As before, I had a spare laptop lying around – this time a Windows 8 machine, that I’d tried as a replacement for the Mac (and quickly discarded for that purpose, though it isn’t really bad). And IT will run Xara, and IT could load all my old f@nu fiku files. I don’t know whether I’ll try to save these as Illustrator files, now that I’m comfortable with it, but regardless, I now have a way.

I almost always find that if you think something’s impossible, you’re thinking about it the wrong way … and a solution awaits you nearby. I don’t have to solve the nearly impossible problem of getting Xara to run on the Mac (I have tried virtual machines, but they were virtually impossible to use) but just the far simpler problem of using Xara on a PC to dump high-res images.

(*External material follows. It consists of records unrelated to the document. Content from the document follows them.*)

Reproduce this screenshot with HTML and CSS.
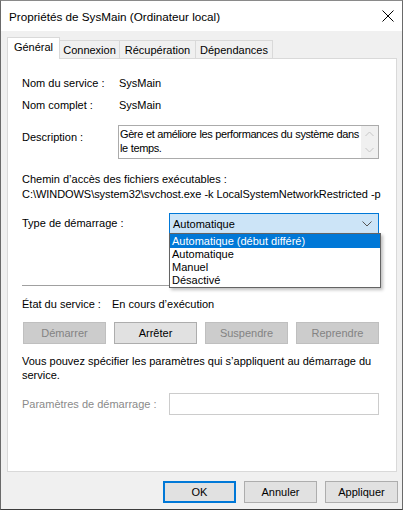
FILE: index.html
```html
<!DOCTYPE html>
<html lang="fr">
<head>
<meta charset="utf-8">
<title>Propriétés de SysMain</title>
<link rel="stylesheet" href="styles.css">
</head>
<body>
<div class="window">
  <div class="titlebar">
    <span class="title">Propriétés de SysMain (Ordinateur local)</span>
    <svg class="close" width="12" height="12" viewBox="0 0 12 12"><path d="M0.5 0.5 L11.5 11.5 M11.5 0.5 L0.5 11.5" stroke="#000" stroke-width="1" fill="none"/></svg>
  </div>
  <div class="client">
    <div class="tabs">
      <div class="tab active t1">Général</div>
      <div class="tab t2">Connexion</div>
      <div class="tab t3">Récupération</div>
      <div class="tab t4">Dépendances</div>
    </div>
    <div class="panel">
      <div class="row r1"><span class="lbl">Nom du service :</span><span class="val">SysMain</span></div>
      <div class="row r2"><span class="lbl">Nom complet :</span><span class="val">SysMain</span></div>
      <div class="row desc">
        <span class="lbl">Description :</span>
        <div class="textarea">
          <div class="ta-text">Gère et améliore les performances du système dans le temps.</div>
          <div class="scroll">
            <svg width="9" height="6" viewBox="0 0 9 6"><path d="M0.5 5 L4.5 1 L8.5 5" stroke="#c6c6c6" fill="none"/></svg>
            <svg width="9" height="6" viewBox="0 0 9 6"><path d="M0.5 1 L4.5 5 L8.5 1" stroke="#c6c6c6" fill="none"/></svg>
          </div>
        </div>
      </div>
      <div class="pathlbl">Chemin d’accès des fichiers exécutables :</div>
      <div class="path">C:\WINDOWS\system32\svchost.exe -k LocalSystemNetworkRestricted -p</div>
      <div class="row type">
        <span class="lbl2">Type de démarrage :</span>
        <div class="combo-wrap">
          <div class="combo">
            <span>Automatique</span>
            <svg width="10" height="6" viewBox="0 0 10 6"><path d="M0.5 0.5 L5 5 L9.5 0.5" stroke="#555" fill="none"/></svg>
          </div>
          <ul class="dropdown">
            <li class="sel">Automatique (début différé)</li>
            <li>Automatique</li>
            <li>Manuel</li>
            <li>Désactivé</li>
          </ul>
        </div>
      </div>
      <div class="sep"></div>
      <div class="row etat"><span class="lbl3">État du service :</span><span>En cours d’exécution</span></div>
      <div class="svc-buttons">
        <button class="btn" disabled>Démarrer</button>
        <button class="btn">Arrêter</button>
        <button class="btn" disabled>Suspendre</button>
        <button class="btn" disabled>Reprendre</button>
      </div>
      <p class="para">Vous pouvez spécifier les paramètres qui s’appliquent au démarrage du service.</p>
      <div class="row params">
        <span class="lbl2 dim">Paramètres de démarrage :</span>
        <div class="input"></div>
      </div>
    </div>
    <div class="footer">
      <button class="btn2 default">OK</button>
      <button class="btn2">Annuler</button>
      <button class="btn2">Appliquer</button>
    </div>
  </div>
</div>
</body>
</html>
```

FILE: styles.css
```css
* { box-sizing: border-box; }
html, body {
  margin: 0;
  padding: 0;
  background: #ffffff;
}
body {
  font-family: "Liberation Sans", Arial, sans-serif;
  font-size: 11px;
  color: #000;
  width: 406px;
  height: 511px;
  overflow: hidden;
}
.window {
  width: 403px;
  height: 510px;
  border: 1px solid #6a6a6a;
  border-top-color: #8a8a8a;
  border-bottom-color: #3c3c3c;
  display: flex;
  flex-direction: column;
  background: #f0f0f0;
}
.titlebar {
  height: 30px;
  background: #ffffff;
  display: flex;
  align-items: center;
  justify-content: space-between;
  padding: 0 7px 0 8px;
}
.title {
  font-size: 11.7px;
}
.close {
  display: block;
  margin-right: 1px;
}
.client {
  flex: 1;
  padding: 6px 4px 0 6px;
  display: flex;
  flex-direction: column;
}
.tabs {
  display: flex;
  align-items: flex-end;
  height: 21px;
  position: relative;
  z-index: 1;
}
.tab {
  height: 18px;
  line-height: 18px;
  text-align: center;
  border: 1px solid #d9d9d9;
  border-bottom: none;
  border-left: none;
  background: #f0f0f0;
  white-space: nowrap;
}
.tab.active {
  height: 22px;
  line-height: 19px;
  background: #fff;
  border-left: 1px solid #d9d9d9;
  margin-bottom: -1px;
}
.t1 { width: 53px; }
.t2 { width: 60px; }
.t3 { width: 76px; }
.t4 { width: 77px; }
.panel {
  width: 390px;
  height: 414px;
  background: #ffffff;
  border: 1px solid #d9d9d9;
  padding: 17px 17px 0 14px;
}
.row {
  display: flex;
  line-height: 14px;
}
.lbl { width: 97px; flex: none; }
.lbl2 { width: 147px; flex: none; }
.lbl3 { width: 90px; flex: none; }
.r2 { margin-top: 8px; }
.desc { margin-top: 13px; }
.desc .lbl { padding-top: 5px; }
.textarea {
  width: 261px;
  height: 34px;
  margin-left: -1px;
  border: 1px solid #ababab;
  display: flex;
}
.ta-text {
  flex: 1;
  padding: 1px 0 0 1px;
  line-height: 14px;
  letter-spacing: -0.4px;
  word-spacing: 0.4px;
}
.scroll {
  width: 17px;
  flex: none;
  background: #f0f0f0;
  display: flex;
  flex-direction: column;
  align-items: center;
  justify-content: space-between;
  padding: 5px 0 5px;
}
.scroll svg { display: block; }
.pathlbl {
  margin-top: 13px;
  line-height: 14px;
}
.path {
  margin-top: 1px;
  line-height: 14px;
  white-space: nowrap;
  letter-spacing: -0.05px;
}
.type { margin-top: 12px; }
.type .lbl2 { padding-top: 3px; }
.combo-wrap {
  position: relative;
  width: 211px;
}
.combo {
  height: 21px;
  border: 1px solid #0078d7;
  background: #cce4f7;
  display: flex;
  align-items: center;
  justify-content: space-between;
  padding: 0 6px 0 3px;
}
.dropdown {
  position: absolute;
  left: 0;
  top: 20px;
  width: 212px;
  margin: 0;
  padding: 0;
  list-style: none;
  background: #fff;
  border: 1px solid #646464;
  box-shadow: 2px 2px 3px rgba(0,0,0,0.25);
  z-index: 5;
}
.dropdown li {
  line-height: 13px;
  padding-left: 2px;
}
.dropdown li.sel {
  background: #0078d7;
  color: #fff;
  line-height: 14px;
}
.sep {
  margin-top: 51px;
  height: 1px;
  background: #a0a0a0;
  width: 357px;
}
.etat { margin-top: 11px; }
.svc-buttons {
  margin-top: 11px;
  display: flex;
  gap: 8px;
  width: 357px;
  padding-left: 1px;
}
.btn, .btn2 {
  font: inherit;
  height: 22px;
  border: 1px solid #adadad;
  background: #e1e1e1;
  color: #000;
  padding: 0;
  margin: 0;
}
.btn { width: 83px; }
.btn[disabled] {
  background: #cccccc;
  border-color: #bfbfbf;
  color: #838383;
}
.para {
  margin: 10px 0 0;
  line-height: 14px;
}
.params { margin-top: 11px; }
.params .lbl2 { padding-top: 4px; }
.dim { color: #8a8a8a; }
.input {
  width: 211px;
  height: 22px;
  border: 1px solid #cccccc;
  background: #fff;
}
.footer {
  display: flex;
  justify-content: flex-end;
  gap: 8px;
  margin-top: 9px;
}
.btn2 {
  width: 73px;
}
.btn2.default {
  border: 2px solid #0078d7;
}
```
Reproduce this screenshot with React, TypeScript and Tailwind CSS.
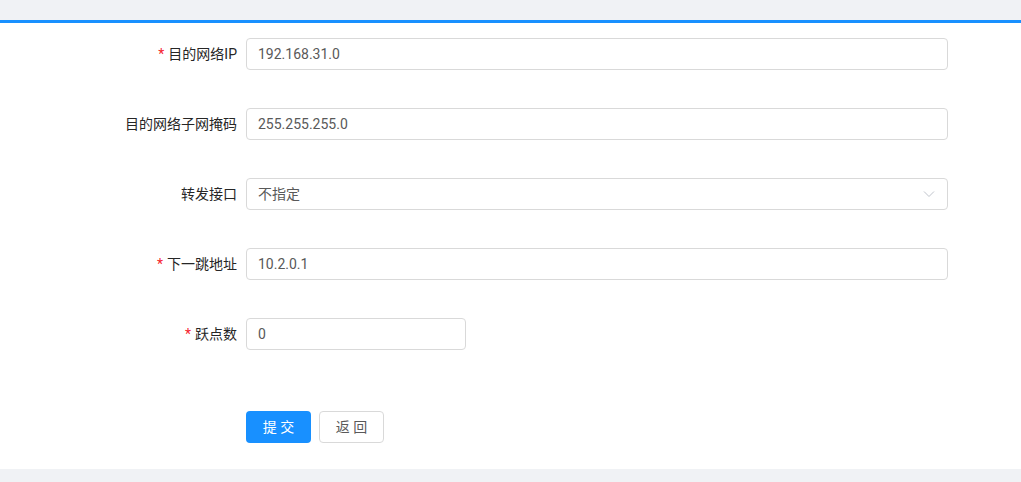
import React from "react";

const font = { fontFamily: 'Roboto, "Noto Sans CJK SC", sans-serif' };

function FormRow({
  label,
  required,
  children,
  className,
}: {
  label: string;
  required?: boolean;
  children: React.ReactNode;
  className?: string;
}) {
  return (
    <div className={`flex items-center ${className ?? ""}`}>
      <label className="w-[246px] shrink-0 pr-[9px] text-right text-[14px] leading-8 text-[#262626]">
        {required && <span className="mr-[4px] text-[#f5222d]">*</span>}
        {label}
      </label>
      {children}
    </div>
  );
}

function TextInput({ value, wide = true }: { value: string; wide?: boolean }) {
  return (
    <div
      className={`h-8 rounded-[4px] border border-[#d9d9d9] bg-white px-[11px] text-[14px] leading-[30px] text-[#595959] ${
        wide ? "w-[702px]" : "w-[220px]"
      }`}
    >
      {value}
    </div>
  );
}

function SelectBox({ value }: { value: string }) {
  return (
    <div className="flex h-8 w-[702px] items-center justify-between rounded-[4px] border border-[#d9d9d9] bg-white pl-[11px] pr-[12px] text-[14px] text-[#595959]">
      <span>{value}</span>
      <svg width="12" height="8" viewBox="0 0 12 8" fill="none">
        <path d="M1 1.5 L6 6.5 L11 1.5" stroke="#c0c4cc" strokeWidth="1" />
      </svg>
    </div>
  );
}

export default function App() {
  return (
    <div className="min-h-[482px] bg-[#f0f2f5] pt-[20px]" style={font}>
      <div className="h-[449px] border-t-[3px] border-[#1890ff] bg-white pt-[15px]">
        <FormRow label="目的网络IP" required className="mb-[38px]">
          <TextInput value="192.168.31.0" />
        </FormRow>
        <FormRow label="目的网络子网掩码" className="mb-[38px]">
          <TextInput value="255.255.255.0" />
        </FormRow>
        <FormRow label="转发接口" className="mb-[38px]">
          <SelectBox value="不指定" />
        </FormRow>
        <FormRow label="下一跳地址" required className="mb-[38px]">
          <TextInput value="10.2.0.1" />
        </FormRow>
        <FormRow label="跃点数" required>
          <TextInput value="0" wide={false} />
        </FormRow>
        <div className="mt-[61px] flex gap-2 pl-[246px]">
          <button className="h-8 w-[65px] rounded-[4px] bg-[#1890ff] text-[14px] text-white">
            提 交
          </button>
          <button className="h-8 w-[65px] rounded-[4px] border border-[#d9d9d9] bg-white text-[14px] text-[#595959]">
            返 回
          </button>
        </div>
      </div>
    </div>
  );
}
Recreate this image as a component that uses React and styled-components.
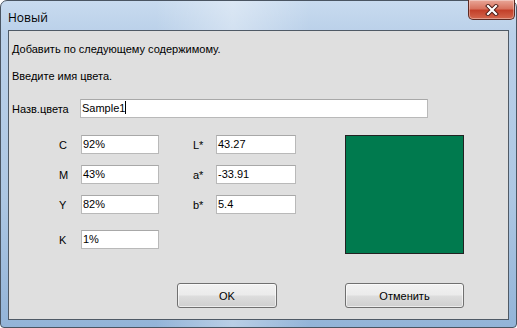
import React from 'react';
import styled, { createGlobalStyle } from 'styled-components';

const GlobalStyle = createGlobalStyle`
    html, body {
        margin: 0;
        padding: 0;
        background: #ffffff;
    }
    body {
        font-family: "Liberation Sans", Arial, sans-serif;
        font-size: 11px;
        color: #000;
    }
`

const Window = styled.div`
    box-sizing: border-box;
    width: 517px;
    height: 328px;
    display: flex;
    flex-direction: column;
    padding: 0 7px 7px 7px;
    border: 1px solid #4a5562;
    border-radius: 7px 7px 4px 4px;
    background:
        linear-gradient(90deg, rgba(255,255,255,0) 30%, rgba(255,255,255,0.35) 45%, rgba(255,255,255,0) 60%),
        linear-gradient(180deg, #c8dbef 0%, #bad0e9 10%, #adc7e3 60%, #93b4d8 100%);
`

const TitleBar = styled.div`
    height: 29px;
    display: flex;
    justify-content: space-between;
    align-items: flex-start;
`

const Title = styled.span`
    margin-top: 8px;
    font-family: "Open Sans", "Liberation Sans", sans-serif;
    font-size: 12px;
    color: #000;
`

const CloseButton = styled.div`
    box-sizing: border-box;
    width: 47px;
    height: 20px;
    margin-top: -1px;
    margin-right: -6px;
    display: flex;
    align-items: center;
    justify-content: center;
    border: 1px solid #5e2a22;
    border-top: none;
    border-radius: 0 0 5px 5px;
    background: linear-gradient(180deg, #e9a798 0%, #d8735f 45%, #c3402a 55%, #d4674d 100%);
    box-shadow: inset 0 0 0 1px rgba(255,255,255,0.35);
`

const Content = styled.div`
    box-sizing: border-box;
    flex: 1;
    display: flex;
    flex-direction: column;
    padding: 11px 3px 0 3px;
    border: 1px solid #4f5a66;
    background: #dfdfdf;
`

const Line = styled.div`
    height: 14px;
    line-height: 14px;
    margin-bottom: ${p => p.$gap || 0}px;
`

const NameRow = styled.div`
    display: flex;
    align-items: center;
    height: 19px;
    margin-bottom: 17px;
`

const NameLabel = styled.span`
    width: 68px;
`

const TextBox = styled.div`
    box-sizing: border-box;
    width: ${p => p.$w}px;
    height: 19px;
    padding: 0 1px;
    line-height: 17px;
    background: #fff;
    border: 1px solid #b9b9b9;
    border-top-color: #a8a8a8;
    white-space: nowrap;
`

const Caret = styled.span`
    display: inline-block;
    width: 1px;
    height: 13px;
    vertical-align: -2px;
    background: #000;
`

const FieldsArea = styled.div`
    display: flex;
    align-items: flex-start;
    padding-left: 47px;
`

const Column = styled.div`
    display: flex;
    flex-direction: column;
    gap: 11px;
    margin-right: ${p => p.$gap}px;
`

const Field = styled.div`
    display: flex;
    align-items: center;
    height: 19px;
    margin-top: ${p => (p.$spaced ? 5 : 0)}px;
`

const FieldLabel = styled.span`
    width: ${p => p.$w}px;
`

const Swatch = styled.div`
    box-sizing: border-box;
    width: 119px;
    height: 119px;
    background: #007a4e;
    border: 1px solid #222;
`

const ButtonRow = styled.div`
    display: flex;
    gap: 68px;
    margin-top: 29px;
    padding-left: 165px;
`

const Button = styled.div`
    box-sizing: border-box;
    width: ${p => p.$w}px;
    height: 25px;
    display: flex;
    align-items: center;
    justify-content: center;
    border: 1px solid #707070;
    border-radius: 3px;
    background: linear-gradient(180deg, #f2f2f2 0%, #ebebeb 48%, #dddddd 52%, #cfcfcf 100%);
    box-shadow: inset 0 0 0 1px rgba(255,255,255,0.6);
`

function CloseIcon(){
    return (
        <svg width="14" height="12" viewBox="0 0 14 12">
            <path d="M3 2 L11 10 M11 2 L3 10" stroke="#4a1a14" strokeWidth="4" strokeLinecap="square" />
            <path d="M3 2 L11 10 M11 2 L3 10" stroke="#ffffff" strokeWidth="2.2" strokeLinecap="square" />
        </svg>
    )
}

const cmyk = [
    { label: 'C', value: '92%' },
    { label: 'M', value: '43%' },
    { label: 'Y', value: '82%' },
    { label: 'K', value: '1%', spaced: true },
]

const lab = [
    { label: 'L*', value: '43.27' },
    { label: 'a*', value: '-33.91' },
    { label: 'b*', value: '5.4' },
]

function App(){
    return (
        <>
            <GlobalStyle />
            <Window>
                <TitleBar>
                    <Title>Новый</Title>
                    <CloseButton><CloseIcon /></CloseButton>
                </TitleBar>
                <Content>
                    <Line $gap={13}>Добавить по следующему содержимому.</Line>
                    <Line $gap={16}>Введите имя цвета.</Line>
                    <NameRow>
                        <NameLabel>Назв.цвета</NameLabel>
                        <TextBox $w={348}>Sample1<Caret /></TextBox>
                    </NameRow>
                    <FieldsArea>
                        <Column $gap={34}>
                            {cmyk.map(f => (
                                <Field key={f.label} $spaced={f.spaced}>
                                    <FieldLabel $w={22}>{f.label}</FieldLabel>
                                    <TextBox $w={78}>{f.value}</TextBox>
                                </Field>
                            ))}
                        </Column>
                        <Column $gap={49}>
                            {lab.map(f => (
                                <Field key={f.label}>
                                    <FieldLabel $w={23}>{f.label}</FieldLabel>
                                    <TextBox $w={80}>{f.value}</TextBox>
                                </Field>
                            ))}
                        </Column>
                        <Swatch />
                    </FieldsArea>
                    <ButtonRow>
                        <Button $w={100}>OK</Button>
                        <Button $w={119}>Отменить</Button>
                    </ButtonRow>
                </Content>
            </Window>
        </>
    )
}

export default App;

Now, I have almost 60 issues of f@nu fiku backlogged … more than a year’s worth, almost ready to go. It will take me some time to get all of them beaten into shape, to rework the site, to get set up on tapastic and get a posting schedule going. But it will be worth it: it will not only break this creative logjam, it will help me prepare for new comic projects, like Quarry.

So don’t give up hope. It’s just an excuse – just a way to give yourself license to wallow in self pity and to fall into inaction. Often enough, the files are saved on backup, the original scans are on disk, and there’s a laptop laying around somewhere, waiting for the software to be installed on it that will give you the power to resurrect something you thought long dead.

You just have to have a little faith, and work a little harder.